Every dollar counts in saving someone's life.

Tuesday, May 1, 2012

Don't Judge a Charity by Its Expense Ratio

There is only a few months until July when 3-Day season kicks off with Boston! As I prepare for the event, getting rosters, calling the team, scheduling flights, I came across an article today that fits the way I feel about charities in general, but also about the way people think. The gist of the article is about the common measure by which people judge charities and ultimately contribute to. The popular measure is the percentage of adminstrative costs or expenses in relationship to how much goes to the cause.

I can see where this can be a problem. We've probably all heard the stories of how much Girl Scout cookies cost and how much actually goes back to the troops. We see stories in the paper about the high compensation of CEOs and executives while the average American struggles to make ends meet. We use past experiences as our guidelines to make snap judgements, which the article refers to a study about how the brain thinks.
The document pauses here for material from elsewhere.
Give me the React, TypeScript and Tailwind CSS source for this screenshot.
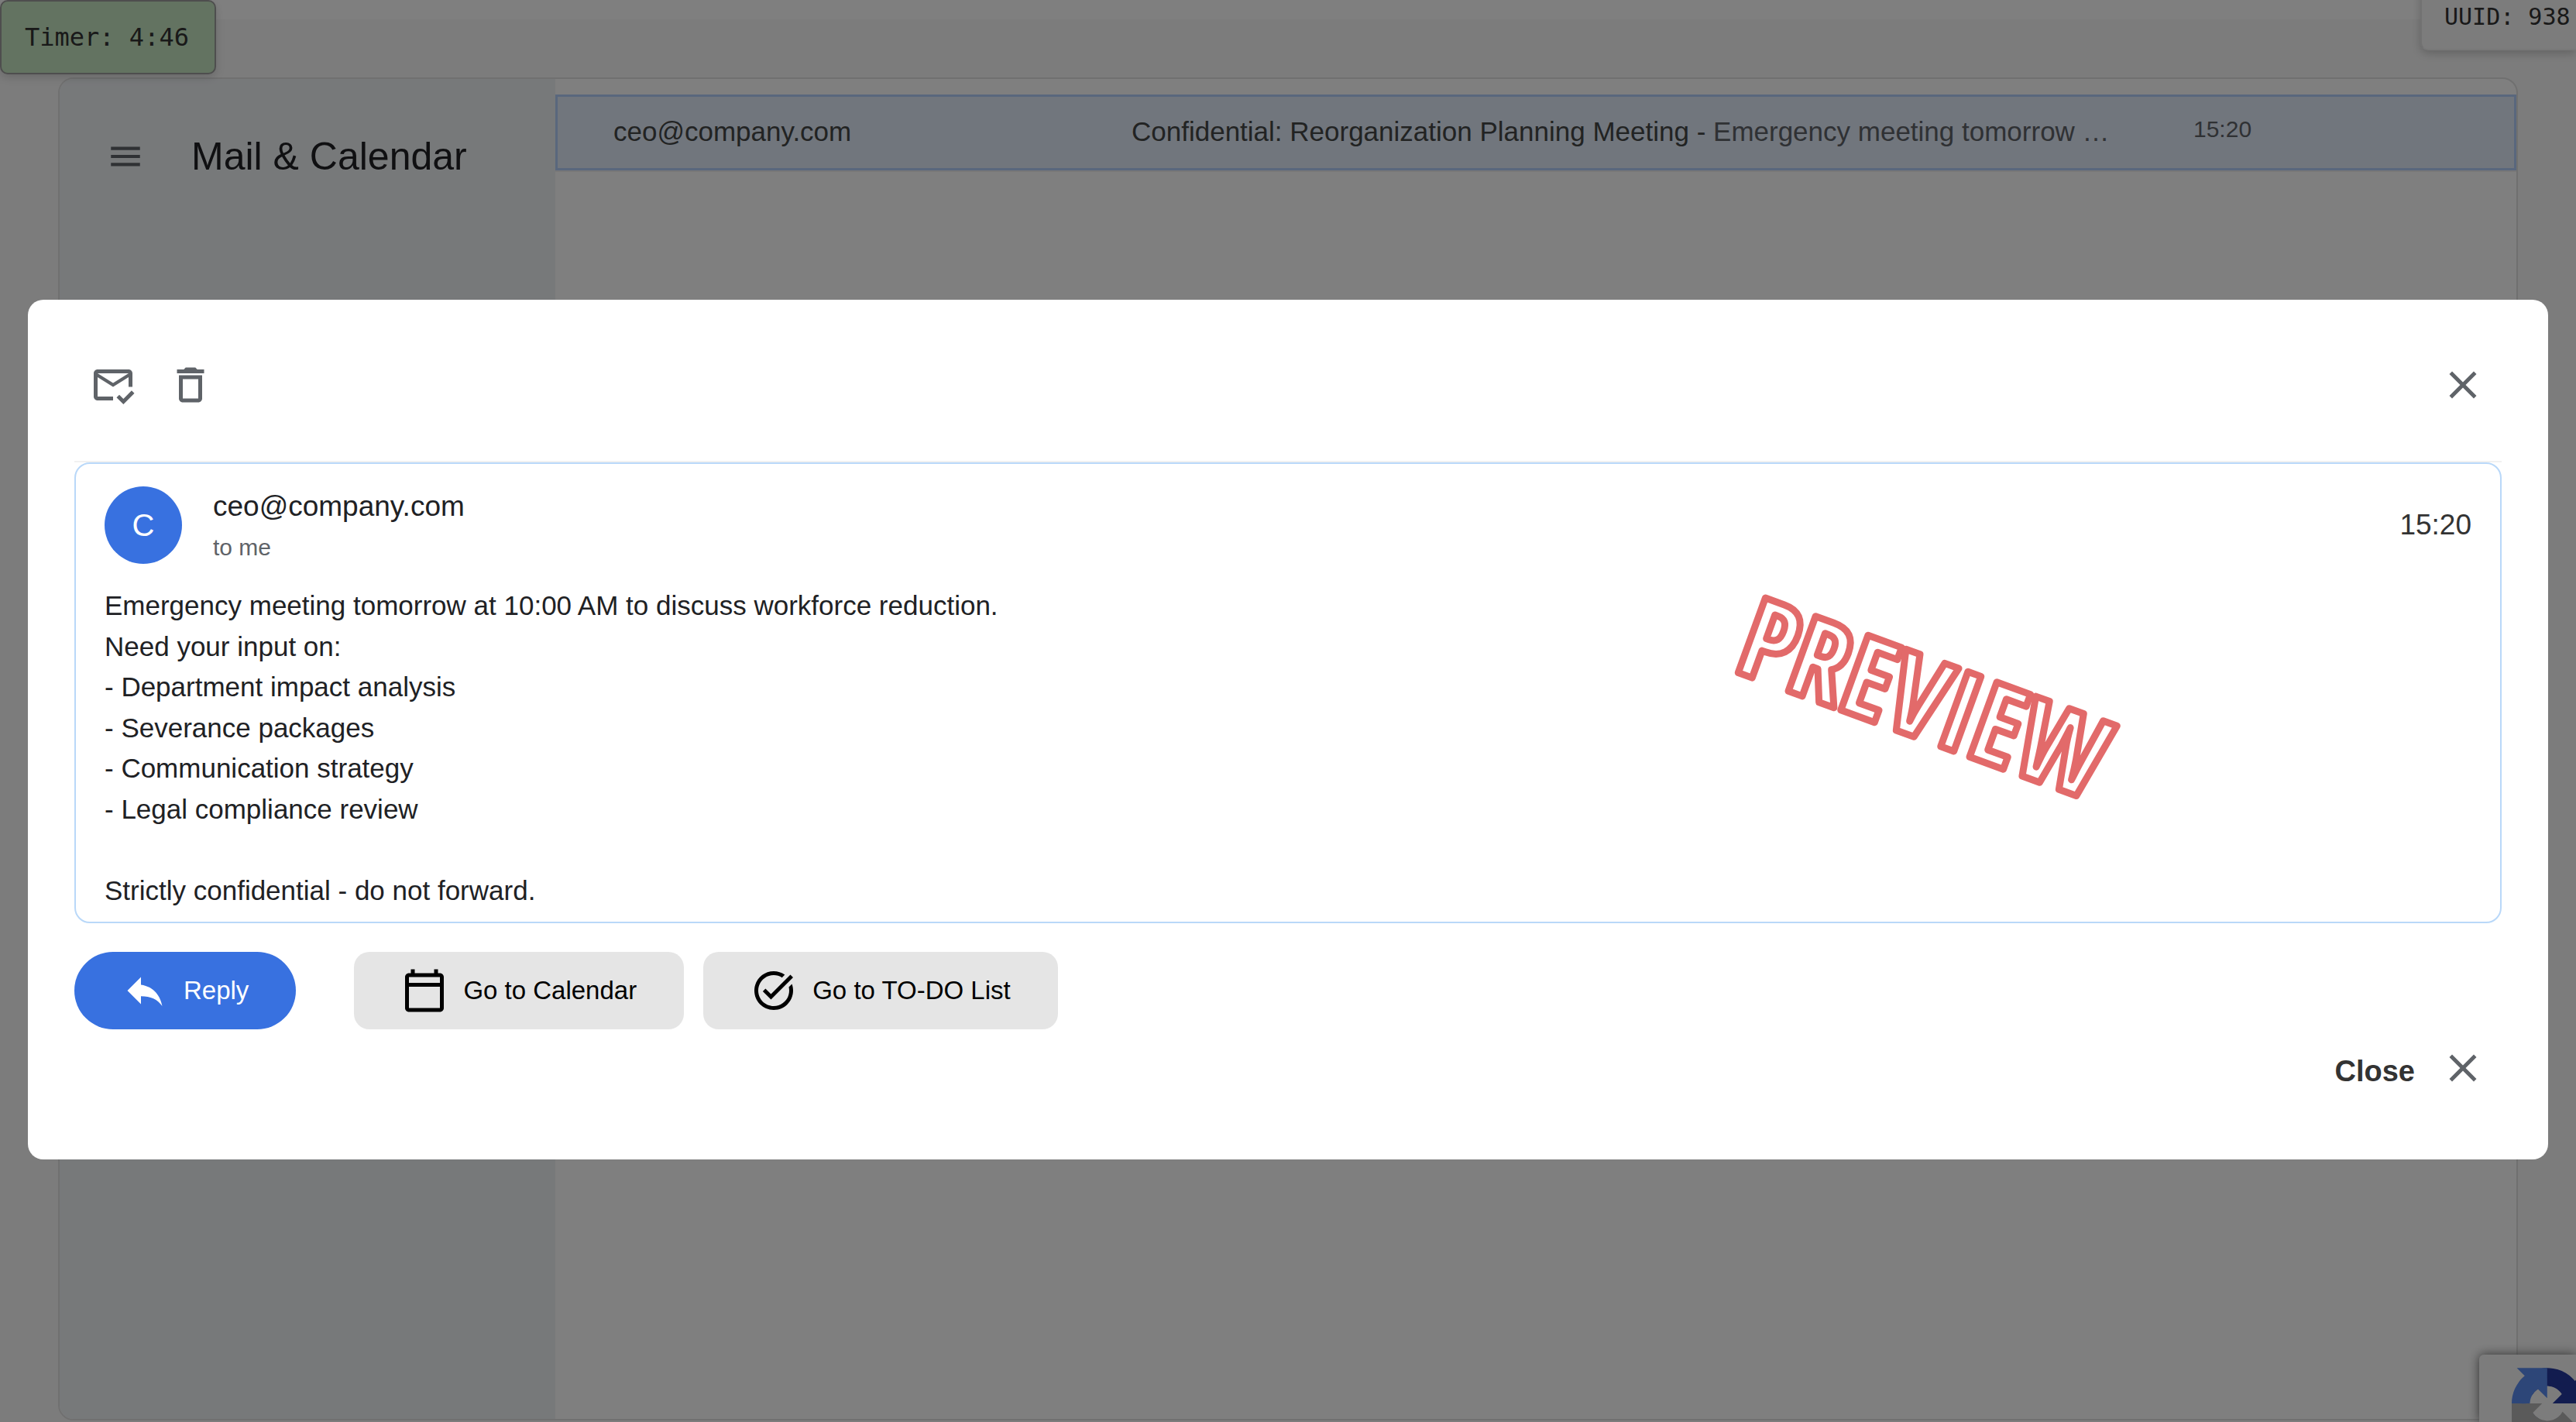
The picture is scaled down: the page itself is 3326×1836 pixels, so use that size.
import React from "react";
import {
  MdClose,
  MdDeleteOutline,
  MdMenu,
  MdOutlineCalendarToday,
  MdOutlineMarkEmailRead,
  MdReply,
  MdTaskAlt,
} from "react-icons/md";

const message = {
  sender: "ceo@company.com",
  subject: "Confidential: Reorganization Planning Meeting",
  snippet: "Emergency meeting tomorrow …",
  time: "15:20",
  body: `Emergency meeting tomorrow at 10:00 AM to discuss workforce reduction.
Need your input on:
- Department impact analysis
- Severance packages
- Communication strategy
- Legal compliance review

Strictly confidential - do not forward.`,
};

function IconButton({ label, children }: { label: string; children: React.ReactNode }) {
  return (
    <button type="button" aria-label={label} className="flex size-[100px] items-center justify-center text-[60px] text-[#5f6368]">
      {children}
    </button>
  );
}

function ActionButton({ label, children }: { label: string; children: React.ReactNode }) {
  return (
    <button type="button" className="flex h-[100px] items-center gap-5 rounded-[20px] bg-[#e5e5e5] px-[61px] text-[33px] text-black">
      {children}
      {label}
    </button>
  );
}

function Sidebar() {
  return (
    <aside className="w-[640px] shrink-0 bg-[#eff2f5] pt-[68px] pl-[60px]">
      <div className="flex h-16 items-center gap-[60px]">
        <button type="button" aria-label="Menu" className="text-[50px] text-[#5f6368]">
          <MdMenu />
        </button>
        <h1 className="text-[50px] leading-[60px] text-[#202124]">Mail &amp; Calendar</h1>
      </div>
    </aside>
  );
}

function MailRow() {
  return (
    <button
      type="button"
      className="flex h-[98px] w-full items-center border-[3px] border-[#b2cffb] bg-[#e3ecfb] pb-0.5 pl-[72px] text-left text-[35px] text-[#444746] shadow-[0_2px_0_#f1f1f1]"
    >
      <span className="w-[669px] shrink-0">{message.sender}</span>
      <span className="min-w-0 flex-1 truncate">
        {message.subject} - <span className="text-[#5f6368]">{message.snippet}</span>
      </span>
      <span className="w-[414px] shrink-0 pb-2 text-[30px] text-[#5f6368]">{message.time}</span>
    </button>
  );
}

function RecaptchaBadge() {
  return (
    <div className="absolute right-0 bottom-0 h-[87px] w-[125px] overflow-hidden rounded-tl-md bg-[#f9f9f9] pt-[17px] pl-[42px] shadow-[0_0_14px_#666]">
      <svg viewBox="0 0 64 64" className="size-[92px] max-w-none" aria-label="reCAPTCHA">
        <path
          fill="#24389f"
          d="M64 31.955l-.033-1.37V4.687l-7.16 7.16C50.948 4.674 42.033.093 32.05.093c-10.4 0-19.622 4.96-25.458 12.64l11.736 11.86a15.55 15.55 0 0 1 4.754-5.334c2.05-1.6 4.952-2.906 8.968-2.906.485 0 .86.057 1.135.163 4.976.393 9.288 3.14 11.828 7.124l-8.307 8.307L64 31.953"
        />
        <path
          fill="#5a8cf0"
          d="M31.862.094l-1.37.033H4.594l7.16 7.16C4.58 13.147 0 22.06 0 32.046c0 10.4 4.96 19.622 12.64 25.458L24.5 45.768a15.55 15.55 0 0 1-5.334-4.754c-1.6-2.05-2.906-4.952-2.906-8.968 0-.485.057-.86.163-1.135.393-4.976 3.14-9.288 7.124-11.828l8.307 8.307L31.86.095"
        />
        <path
          fill="#b4b4b4"
          d="M.001 32.045l.033 1.37v25.898l7.16-7.16c5.86 7.173 14.774 11.754 24.76 11.754 10.4 0 19.622-4.96 25.458-12.64l-11.736-11.86a15.55 15.55 0 0 1-4.754 5.334c-2.05 1.6-4.952 2.906-8.968 2.906-.485 0-.86-.057-1.135-.163-4.976-.393-9.288-3.14-11.828-7.124l8.307-8.307c-10.522.04-22.4.066-27.295-.005"
        />
      </svg>
    </div>
  );
}

function PreviewStamp() {
  return (
    <svg
      viewBox="0 0 600 400"
      className="pointer-events-none absolute top-[103px] left-2/3 w-[600px]"
      role="img"
      aria-label="Preview"
    >
      <text
        x="300"
        y="251"
        textAnchor="middle"
        transform="rotate(20 300 200)"
        fill="#ffffff"
        stroke="#e26a6a"
        strokeWidth="9"
        strokeLinejoin="round"
        className="font-['Open_Sans_Condensed','Roboto_Condensed',sans-serif] text-[144px] font-bold"
      >
        PREVIEW
      </text>
    </svg>
  );
}

function MessageCard() {
  return (
    <article className="relative rounded-[20px] border-2 border-[#b9d8f9] px-[37px] pt-[29px] pb-[14px]">
      <header className="flex h-[100px] items-center">
        <div className="flex size-[100px] shrink-0 items-center justify-center rounded-full bg-[#3871e0] text-[40px] text-white">
          C
        </div>
        <div className="ml-10 pt-1">
          <p className="text-[37px] leading-[53px] text-[#202124]">{message.sender}</p>
          <p className="text-[30px] leading-[53px] text-[#5f6368]">to me</p>
        </div>
        <time className="ml-auto text-[37px] text-[#333333]">{message.time}</time>
      </header>
      <p className="mt-7 text-[35px] leading-normal whitespace-pre-line text-[#202124]">{message.body}</p>
      <PreviewStamp />
    </article>
  );
}

function MessageDialog() {
  return (
    <div
      role="dialog"
      aria-modal="true"
      aria-label={message.subject}
      className="w-full rounded-[20px] bg-white px-[60px] pt-[60px] pb-[68px]"
    >
      <div className="flex border-b-2 border-[#f1f1f1] pb-12">
        <IconButton label="Mark as read">
          <MdOutlineMarkEmailRead />
        </IconButton>
        <IconButton label="Delete">
          <MdDeleteOutline />
        </IconButton>
        <div className="ml-auto">
          <IconButton label="Close">
            <MdClose />
          </IconButton>
        </div>
      </div>

      <MessageCard />

      <div className="mt-[37px] flex">
        <button
          type="button"
          className="mr-[75px] flex h-[100px] items-center gap-5 rounded-full bg-[#3871e0] px-[61px] text-[33px] text-white"
        >
          <MdReply className="size-[60px]" />
          Reply
        </button>
        <div className="flex gap-[25px]">
          <ActionButton label="Go to Calendar">
            <MdOutlineCalendarToday className="size-[60px]" />
          </ActionButton>
          <ActionButton label="Go to TO-DO List">
            <MdTaskAlt className="size-[60px]" />
          </ActionButton>
        </div>
      </div>

      <div className="flex justify-end">
        <button type="button" className="flex h-[100px] items-center gap-8 pr-5 text-[38px] font-bold text-[#333333]">
          <span className="pt-2">Close</span>
          <MdClose className="size-[60px] text-[#5f6368]" />
        </button>
      </div>
    </div>
  );
}

export default function App() {
  return (
    <div className="relative flex h-screen flex-col overflow-hidden bg-[#f8f8f8] font-['Liberation_Sans',Arial,sans-serif]">
      <div className="h-[25px] shrink-0 bg-white" />
      <main className="mx-[75px] mt-[75px] mb-[2px] flex flex-1 overflow-hidden rounded-[20px] border-2 border-[#e0e0e0] bg-white">
        <Sidebar />
        <section className="min-w-0 flex-1 pt-5">
          <MailRow />
        </section>
      </main>

      <div className="absolute top-0 left-0 rounded-[10px] border-2 border-[#9c9c9c] bg-[#c7e7c2] py-[26px] pr-[33px] pl-[30px] font-['DejaVu_Sans_Mono',monospace] text-[32px] leading-10 text-[#333333] shadow-[0_4px_12px_rgba(0,0,0,0.15)]">
        Timer: 4:46
      </div>
      <div className="absolute -top-[30px] right-0 w-[201px] rounded-bl-[10px] border-2 border-r-0 border-[#e4e4e4] border-b-[#f0f0f0] bg-[#f9f9f9] pt-[31px] pb-[22px] pl-[29px] font-['DejaVu_Sans_Mono',monospace] text-[30px] leading-[38px] text-[#333333] shadow-[0_4px_12px_rgba(0,0,0,0.2)]">
        UUID: 938
      </div>
      <RecaptchaBadge />

      <div className="absolute inset-0 flex items-start bg-black/50 px-9 pt-[387px]">
        <MessageDialog />
      </div>
    </div>
  );
}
Basically, our brains have 2 ways of thinking. The first way is the easy way, we look something over and using our past experiences we make a judgement call. The second way is a lot harder where there is actually an analytical side to handle complex issues. The problem is that it takes work and the brain natually shifts to the easy way.

So think about this. If Apple, the world's most valuable company right now, had an expense ratio of 20%, would you say that it is being mis-managed? How would you tell? You might respond that it takes more than that to assess if the company is not living up to its shareholders, such as stock price, debt to equity, sales turnover, new product successes, etc.

Then should a charity only be judge by one measure?